Very often in our work on the transcription scheme and spelling databases we felt overwhelmed by the need for numerous choices. We aimed at a system that would do justice to the diversity of language of the manuscripts, that would be logical and consistent as far as this is reasonable and possible, and would provide scholars with possibly complete information for research. We do not know how well we met each of these requirements, and we look forward to our work being tested by scholars.
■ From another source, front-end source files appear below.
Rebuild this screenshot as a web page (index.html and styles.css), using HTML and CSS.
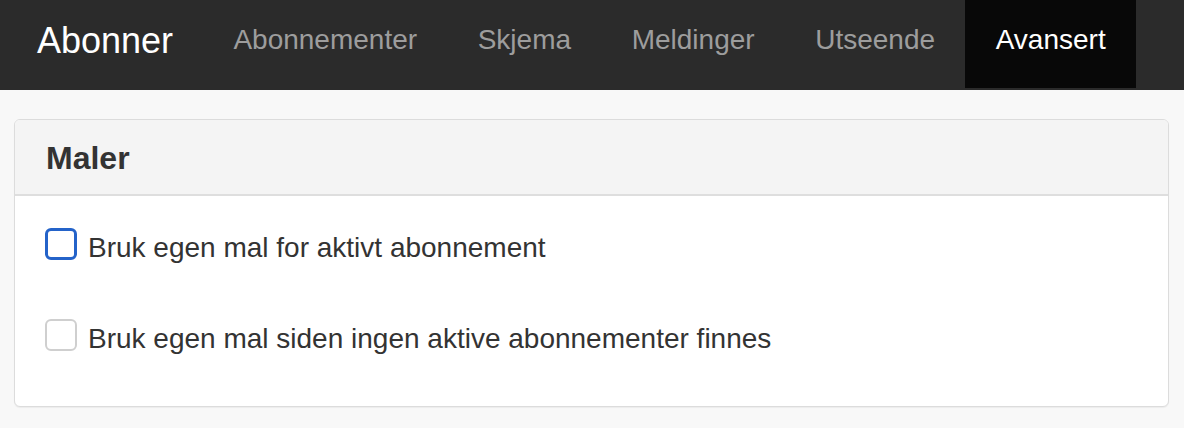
FILE: index.html
```html
<!DOCTYPE html>
<html lang="no">
<head>
<meta charset="utf-8">
<title>Abonner</title>
<link rel="stylesheet" href="styles.css">
</head>
<body>
<nav class="navbar">
  <a class="brand" href="#">Abonner</a>
  <ul class="nav">
    <li><a href="#">Abonnementer</a></li>
    <li><a href="#">Skjema</a></li>
    <li><a href="#">Meldinger</a></li>
    <li><a href="#">Utseende</a></li>
    <li class="active"><a href="#">Avansert</a></li>
  </ul>
</nav>
<main class="main">
  <section class="panel">
    <header class="panel-heading"><h3 class="panel-title">Maler</h3></header>
    <div class="panel-body">
      <label class="check-row"><span class="box box-focus"></span><span class="label-text">Bruk egen mal for aktivt abonnement</span></label>
      <label class="check-row"><span class="box"></span><span class="label-text">Bruk egen mal siden ingen aktive abonnementer finnes</span></label>
    </div>
  </section>
</main>
</body>
</html>
```

FILE: styles.css
```css
* { box-sizing: border-box; }
html, body { margin: 0; padding: 0; }
body {
  background: #f8f8f8;
  font-family: "Liberation Sans", Arial, sans-serif;
  color: #333;
}
.navbar {
  display: flex;
  align-items: stretch;
  height: 90px;
  padding-bottom: 2px;
  background: #2b2b2b;
}
.brand {
  display: flex;
  align-items: center;
  padding: 0 30px 0 37px;
  padding-bottom: 6px;
  font-size: 36px;
  color: #fff;
  text-decoration: none;
}
.nav {
  display: flex;
  list-style: none;
  margin: 0;
  padding: 0;
}
.nav li { display: flex; }
.nav a {
  display: flex;
  align-items: center;
  padding: 0 30.3px;
  padding-bottom: 8px;
  font-size: 28px;
  color: #9d9d9d;
  text-decoration: none;
}
.nav li.active a {
  background: #080808;
  color: #fff;
}
.main {
  padding: 29px 15px 20px 14px;
}
.panel {
  background: #fff;
  border: 1px solid #dcdcdc;
  border-radius: 6px;
  box-shadow: 0 1px 1px rgba(0,0,0,0.05);
  overflow: hidden;
}
.panel-heading {
  height: 76px;
  display: flex;
  align-items: center;
  padding: 2px 31px 0;
  background: #f4f4f4;
  border-bottom: 2px solid #dedede;
}
.panel-title {
  margin: 0;
  font-size: 32px;
  font-weight: bold;
  color: #333;
}
.panel-body {
  display: flex;
  flex-direction: column;
  gap: 59px;
  padding: 32px 30px 55px;
}
.check-row {
  display: flex;
  align-items: center;
  gap: 11px;
  font-size: 28px;
  color: #333;
}
.box {
  width: 32px;
  height: 32px;
  flex: none;
  border: 2px solid #cfcfcf;
  border-radius: 6px;
  background: #fff;
}
.box-focus {
  border: 3px solid #2463c9;
}
.label-text {
  line-height: 32px;
  padding-top: 4px;
  margin-bottom: -4px;
}
```
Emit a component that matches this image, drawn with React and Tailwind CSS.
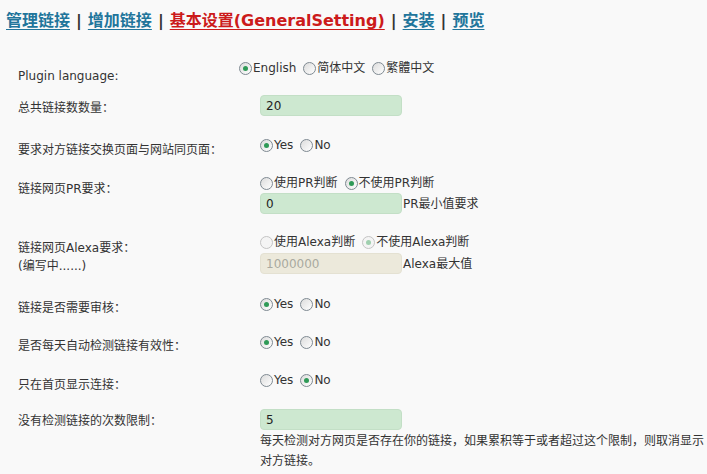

Our most general concern is: just what sort of edition are we creating? Or, to put the question another way: who is going to use this CD-ROM; how will they use it? We have been too absorbed in the last years with the struggle to do this work to consider these questions overmuch. Because there never has been an edition like this before -- indeed we do not know whether it should be called an edition -- we have no answers to these questions. But we do have some hopes. We hope that by bringing the manuscripts so close to the reader, in all their richness and all their confusion of readings and spellings, that we will bring the period, the language, and Chaucer himself far closer to the reader. The fixity of a printed edition distances the text from the reader. We hope that through our many texts the immediacy of each scribe's attempts to understand and to transmit might be borne upon the reader, as they have been borne upon us. It might be feared that, with so many texts, Chaucer's own text might disappear into a miasma of variation. We hope the reverse: that we can help the reader find his or her way though the variation to a clearer perception of what Chaucer did write, and did not write.